Mon. Dec 5th, 2022

Emma Gorczyca has struggled with depression and anxiety since she was 16. Now 22, she’s been battling with her mental health for six years. 

Emma, a fifth year psychology major at West Chester University, manages her mental health in a variety of ways, most notably, medication and therapy. Even though she has several useful tools and years of experience in battling her depression and anxiety, Emma’s mental health still has a negative impact on her education. Her anxiety has “definitely affected [her] attendance,” she says, while her depression gives her trouble with completing assignments and keeping track of due dates. 

When asked if her professors have been accommodating of her struggles with attendance and assignments, she was happy to note that “they’ve all been really kind and understanding,” inviting her to catch up at office hours and allowing extensions on assignments. Emma also mentioned, however, that she does not always talk to her professors to ask for extensions, explaining that it can be “embarrassing.” Her anxiety makes her believe that her professors will look down on her, but again mentioned that whenever she has asked for help, they’ve been more than happy to accommodate her. 
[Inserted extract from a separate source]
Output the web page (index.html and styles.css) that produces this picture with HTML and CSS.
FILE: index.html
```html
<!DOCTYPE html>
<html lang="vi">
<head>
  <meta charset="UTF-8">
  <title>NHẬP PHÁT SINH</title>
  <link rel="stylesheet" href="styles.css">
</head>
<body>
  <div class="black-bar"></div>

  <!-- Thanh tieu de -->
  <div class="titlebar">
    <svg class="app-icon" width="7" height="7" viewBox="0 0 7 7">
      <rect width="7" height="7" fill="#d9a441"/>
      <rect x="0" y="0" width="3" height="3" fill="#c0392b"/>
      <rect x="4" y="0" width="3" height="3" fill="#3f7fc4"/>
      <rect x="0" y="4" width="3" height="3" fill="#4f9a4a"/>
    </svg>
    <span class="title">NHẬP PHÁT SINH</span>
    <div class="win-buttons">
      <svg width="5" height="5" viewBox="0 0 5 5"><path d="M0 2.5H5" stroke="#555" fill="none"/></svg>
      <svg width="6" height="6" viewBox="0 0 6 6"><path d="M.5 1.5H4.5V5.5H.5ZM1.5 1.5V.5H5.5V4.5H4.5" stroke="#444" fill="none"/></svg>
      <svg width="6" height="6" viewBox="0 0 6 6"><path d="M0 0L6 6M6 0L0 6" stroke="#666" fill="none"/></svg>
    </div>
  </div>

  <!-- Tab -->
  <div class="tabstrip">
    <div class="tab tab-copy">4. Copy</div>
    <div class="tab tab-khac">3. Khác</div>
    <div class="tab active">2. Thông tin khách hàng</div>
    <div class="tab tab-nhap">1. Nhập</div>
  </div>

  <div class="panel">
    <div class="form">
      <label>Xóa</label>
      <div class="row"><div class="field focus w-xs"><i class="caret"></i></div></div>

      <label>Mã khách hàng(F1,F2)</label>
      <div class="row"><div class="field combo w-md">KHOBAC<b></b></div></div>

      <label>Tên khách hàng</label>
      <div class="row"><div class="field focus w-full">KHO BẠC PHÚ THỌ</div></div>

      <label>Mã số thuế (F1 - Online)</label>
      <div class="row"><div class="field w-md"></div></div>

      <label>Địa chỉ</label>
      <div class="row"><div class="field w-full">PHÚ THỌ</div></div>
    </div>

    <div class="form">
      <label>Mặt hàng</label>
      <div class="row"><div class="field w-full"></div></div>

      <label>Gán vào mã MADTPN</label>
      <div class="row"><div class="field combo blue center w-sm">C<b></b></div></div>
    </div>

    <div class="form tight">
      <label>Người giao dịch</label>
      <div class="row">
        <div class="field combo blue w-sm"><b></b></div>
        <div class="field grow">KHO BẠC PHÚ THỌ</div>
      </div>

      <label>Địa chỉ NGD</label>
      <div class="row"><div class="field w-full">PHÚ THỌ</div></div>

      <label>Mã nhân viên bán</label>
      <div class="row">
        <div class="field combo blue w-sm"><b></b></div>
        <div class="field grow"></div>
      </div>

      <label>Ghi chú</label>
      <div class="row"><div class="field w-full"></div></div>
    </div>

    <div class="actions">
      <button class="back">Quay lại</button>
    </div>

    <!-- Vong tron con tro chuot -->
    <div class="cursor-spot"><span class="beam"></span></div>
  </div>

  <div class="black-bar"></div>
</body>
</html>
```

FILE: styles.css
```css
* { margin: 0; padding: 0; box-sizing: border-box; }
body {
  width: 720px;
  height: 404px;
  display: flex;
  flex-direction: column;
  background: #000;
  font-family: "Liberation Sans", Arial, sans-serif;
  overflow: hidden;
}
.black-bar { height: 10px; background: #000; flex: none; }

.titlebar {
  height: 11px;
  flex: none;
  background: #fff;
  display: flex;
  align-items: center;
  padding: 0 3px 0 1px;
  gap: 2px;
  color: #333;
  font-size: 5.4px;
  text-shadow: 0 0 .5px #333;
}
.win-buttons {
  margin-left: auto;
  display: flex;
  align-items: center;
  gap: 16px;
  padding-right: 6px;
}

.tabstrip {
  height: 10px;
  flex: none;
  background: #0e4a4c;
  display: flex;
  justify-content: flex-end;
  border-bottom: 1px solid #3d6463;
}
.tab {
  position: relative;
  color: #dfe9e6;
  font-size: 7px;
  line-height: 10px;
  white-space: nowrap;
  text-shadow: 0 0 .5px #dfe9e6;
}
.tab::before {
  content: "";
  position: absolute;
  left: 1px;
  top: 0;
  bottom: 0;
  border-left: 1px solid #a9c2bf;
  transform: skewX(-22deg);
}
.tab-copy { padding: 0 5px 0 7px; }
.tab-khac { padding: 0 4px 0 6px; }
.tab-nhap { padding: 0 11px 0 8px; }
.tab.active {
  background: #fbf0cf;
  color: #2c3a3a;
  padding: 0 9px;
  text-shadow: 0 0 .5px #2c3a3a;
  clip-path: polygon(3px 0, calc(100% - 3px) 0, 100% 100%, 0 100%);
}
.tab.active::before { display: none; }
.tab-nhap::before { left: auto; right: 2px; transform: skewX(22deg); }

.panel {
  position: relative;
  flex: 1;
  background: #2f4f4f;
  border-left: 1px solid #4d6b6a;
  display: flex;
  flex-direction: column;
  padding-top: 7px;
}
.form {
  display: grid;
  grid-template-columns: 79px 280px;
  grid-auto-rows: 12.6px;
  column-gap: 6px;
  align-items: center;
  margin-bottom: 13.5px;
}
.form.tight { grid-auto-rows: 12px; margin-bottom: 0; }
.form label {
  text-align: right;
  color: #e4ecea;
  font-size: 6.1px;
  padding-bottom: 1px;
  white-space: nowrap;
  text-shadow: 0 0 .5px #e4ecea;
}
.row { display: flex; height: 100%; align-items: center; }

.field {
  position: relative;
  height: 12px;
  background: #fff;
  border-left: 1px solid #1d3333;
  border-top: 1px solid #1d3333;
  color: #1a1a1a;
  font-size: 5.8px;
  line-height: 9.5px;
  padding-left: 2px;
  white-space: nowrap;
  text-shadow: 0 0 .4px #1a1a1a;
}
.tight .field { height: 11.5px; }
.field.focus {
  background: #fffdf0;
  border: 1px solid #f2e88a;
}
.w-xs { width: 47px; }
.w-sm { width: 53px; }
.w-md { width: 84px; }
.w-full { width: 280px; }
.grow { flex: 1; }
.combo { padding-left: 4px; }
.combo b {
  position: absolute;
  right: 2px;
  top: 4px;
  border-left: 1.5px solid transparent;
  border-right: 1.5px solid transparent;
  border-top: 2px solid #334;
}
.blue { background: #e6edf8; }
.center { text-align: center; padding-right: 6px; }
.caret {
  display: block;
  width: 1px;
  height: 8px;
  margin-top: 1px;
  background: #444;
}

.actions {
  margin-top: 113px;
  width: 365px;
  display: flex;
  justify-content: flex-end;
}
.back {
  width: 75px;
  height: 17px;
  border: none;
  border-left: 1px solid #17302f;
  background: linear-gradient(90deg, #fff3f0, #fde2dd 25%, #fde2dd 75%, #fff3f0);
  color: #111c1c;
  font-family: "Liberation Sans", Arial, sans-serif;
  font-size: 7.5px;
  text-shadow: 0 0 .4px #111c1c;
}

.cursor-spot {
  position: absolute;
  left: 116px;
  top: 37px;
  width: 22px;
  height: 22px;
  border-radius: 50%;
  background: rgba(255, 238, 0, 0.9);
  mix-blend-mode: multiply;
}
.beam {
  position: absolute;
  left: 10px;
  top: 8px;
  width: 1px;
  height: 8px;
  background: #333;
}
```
Academics aren’t the only part of her college experience that is impacted by her mental health. She is also involved in “a professional women’s music fraternity,” Sigma Alpha Iota (SAI), which she joined in the fall of 2019. There, she has served as both a service coordinator (2020–2021) and treasurer (2021–2022). 

As service coordinator, she has hosted several opportunities for other members of her fraternity to help the community, including a meal drive for a local homeless shelter and a book drive. Although Emma says she was “at [her] lowest, mentally” when she was service coordinator, she claims she performed her tasks better, because “it gave [her] something to focus on other than school.” After serving as the service coordinator for a year, Emma was nominated for the position of treasurer for SAI. Although she was no longer at her “lowest” mentally, Emma explained she still excelled in that position, as being in a higher role allowed her more support from her sisters, such as needed words of encouragement and close friendships. 

When asked if her mental illnesses had any other negative impact on her extracurriculars she could describe, she said it has “definitely impacted morale at times.” Her anxiety made her feel like a burden at events for her fraternity, and made her believe she wasn’t good enough to be in West Chester University’s Incomparable Golden Rams Marching Band, where she was a member of the front ensemble in the fall of 2018. Overall, however, being involved in extracurricular activities has helped her battle depression and anxiety. 

Emma explained that “forced social interactions gave [her] an outlet for more support.” She went on to describe how she gained supportive friendships throughout her time with Ram Band and SAI. Emma expressed that the time commitment for marching band gifted her with “forced friends,” which she says are people she was with so often that she began to consider them friends. Her involvement with her fraternity, however, allowed her “picked friends,” who she defines as people she chooses to spend time with outside of the activity. 

Despite her struggles with her mental health, Emma is hopeful for her future. Utilizing coping methods such as therapy, crisis lines (texting HOME to 741741), acts of self kindness and communicating with those around her, she’s been able to manage her mental health and complete her college degree. Graduating at the end of the Fall 2022 semester, she hopes to pursue a career in Human Resources. 

Emma’s struggle with mental health is not uncommon. According to the Journal of Affective Disorders, which published a 2022 study done with over 350,000 students across 373 college campuses, more than 60% of students struggle with their mental health.